As a final note, one of Anatolios’ interests in writing this book is to connect the doctrine of salvation to actual Christian experience in today’s world. He says in the conclusion:
“A central premise of the approach proposed in this book is that salvation is a reality that is accessible to lived experience and that this access is to be found, in its primary and normative form, in Christian worship… The most fundamental practical recommendation of this book is that Christians learn to recognize the “joy of salvation” as precisely the joy of worship… In worship, Christians are included in the Son’s human extension of his divine glorification of the Father in the Spirit.
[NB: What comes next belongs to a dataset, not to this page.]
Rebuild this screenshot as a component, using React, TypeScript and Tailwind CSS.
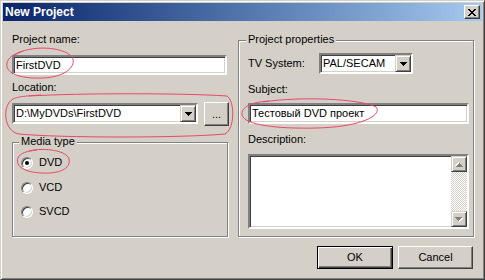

To the extent that Christians are consciously aware of this reality, they can attain a real and concrete experience of their own salvation and deification.”
Anatolios actually begins his exposition of salvation by exploring what is taught and communicated in the Byzantine liturgy, which is the liturgy of the church to which he belongs. It isn’t one that I’m familiar with. But it did reaffirm the growing desire I have had in recent years, and the appreciation that I have, for higher, more formal, and more intentional liturgy over against the more casual, low church, and thin “Four songs, a sermon, and closing prayer” that I have grown up with. If our actual worship here on earth is what Hebrews 12:22-24 says it is, which is this:
”[Y]ou have come to Mount Zion and to the city of the living God, the heavenly Jerusalem, and to innumerable angels in festal gathering, and to the assembly of the firstborn who are enrolled in heaven, and to God, the judge of all, and to the spirits of the righteous made perfect, and to Jesus, the mediator of a new covenant, and to the sprinkled blood that speaks a better word than the blood of Abel”
—Then surely our worship in evangelical churches ought to intentionally work toward creating a more intentional manifestation and communication of that in how the gathered assembly presents itself before God week by week. Lots of non-evangelical churches do have rich liturgical models that we would do well to learn from.